No útero simbólico da Terra, onde sementes descansam no escuro até o momento certo de brotar. Isso se traduz em nossos projetos, emoções, processos de cura e maturação.
Na Deusa em suas faces:
Donzela: liberdade, descoberta, pureza de intenção.
Mãe: fertilidade, proteção, abundância.
Anciã: sabedoria, mistério, morte e renascimento interior.
💧 Como reconhecemos essa força:
Quando escolhemos ouvir antes de falar.
Quando sentimos profundamente sem precisar explicar.
Quando cuidamos de alguém, de algo ou de nós mesmos sem buscar retorno.
Quando respeitamos o tempo do invisível e não apressamos a flor a florescer.
🌀 Em rituais:
Invocada na Lua cheia para consagrações, autocuidado, sonhos e revelações.
Representada pelo cálice, pelo caldeirão, pelo espelho, pela água e pela terra fértil.
Trabalhada com ervas suaves, flores, perfume, poesia, gestos circulares e danças lentas.

☀️ O Sagrado Masculino
É a potência que direciona, que irrompe da inércia, que transforma o invisível em concreto. Ele não se opõe ao feminino: ele revela, estrutura e sustenta aquilo que o feminino gestou. É o calor necessário à germinação, o movimento que honra a origem.
🔥 Exemplos e manifestações:
No Sol, que marca o tempo com sua presença, que aquece, ilumina e fecunda a Terra.
Nos ritmos do dia, nos ciclos da ação e da vigília, nos instantes em que decidimos e nos colocamos no mundo.
Na varinha mágicka, símbolo de vontade direcionada, que traça o círculo, abre caminhos, representa o fogo interior que transforma.
No Deus Cornífero:
Caçador: instinto, vigor, desafio.
Amante: entrega, paixão, união com a Deusa.
Sábio: silêncio ativo, presença, morte ritual que prepara renascimento.
🔥 Como reconhecemos essa força:
Quando dizemos sim com clareza e não com firmeza.
Quando nos movemos com propósito e sustentamos o que começamos.
Quando sentimos que a nossa força protege, mas não domina.
Quando escolhemos agir com consciência, sem atropelar o tempo.
🪵 Em rituais:
Invocado em sabás solares como Litha e Lammas.
Representado pelo athame, a varinha, a vela, o Sol nascente.
Trabalhado com tambor, canto rítmico que vibram o corpo e o ar, movimento corporal forte, oferendas em fogo ou grãos.
Reflexões para trabalhar
Quais energias eu expresso naturalmente? Quais evito ou reprimo?
Como minha prática mágicka pode integrar ambas as potências?
Quais símbolos e elementos posso usar para evocar aquilo que está ausente ou desequilibrado em mim?
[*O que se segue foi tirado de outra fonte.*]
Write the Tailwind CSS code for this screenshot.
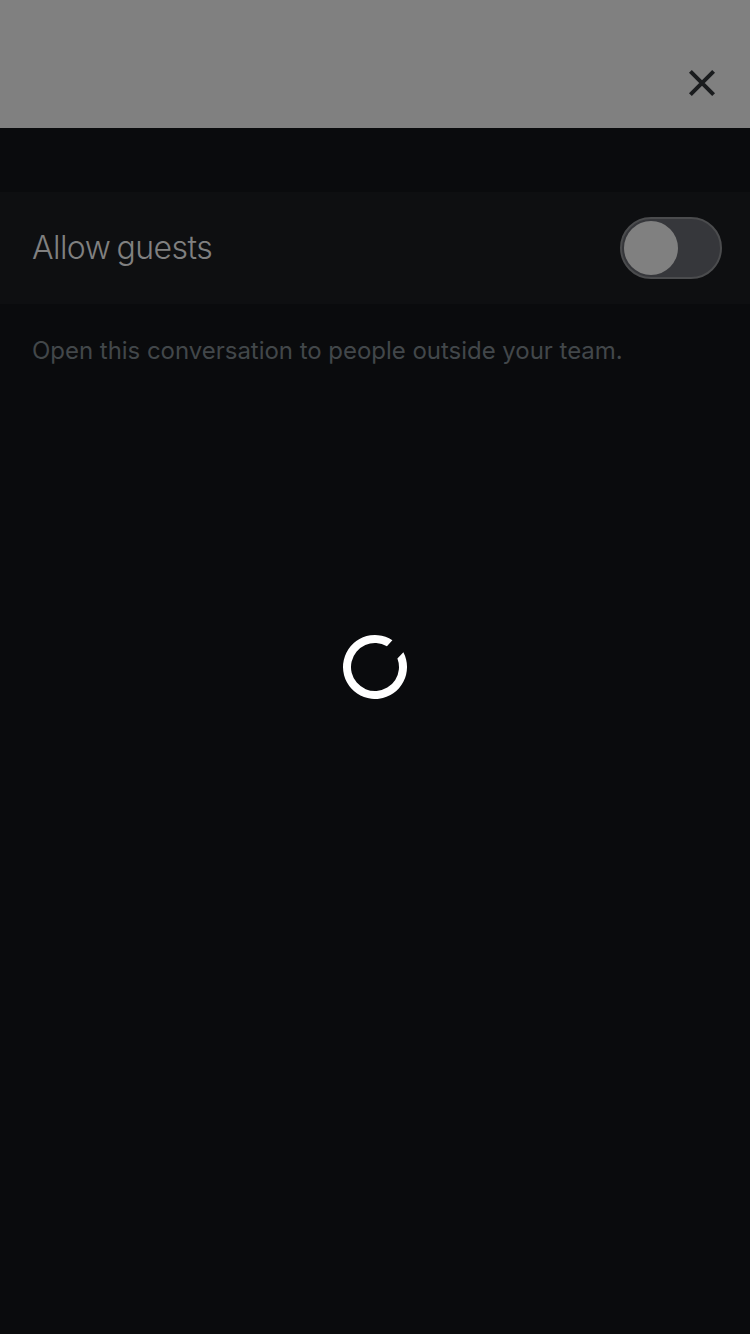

Despertar o Sagrado Feminino e o Sagrado Masculino não é um fim, mas um processo de contínua escuta, ajuste e expansão, estão sempre interagindo, sempre se equilibrando, uma hora um mais presente e outro mais recluso, fluindo entre um e outro a cada ação ou pensamento. Despertar é permitir que a bruxa ou o bruxo se tornem espelhos vivos da natureza, canalizando em si a dança eterna das forças que criam, sustentam e renovam o mundo.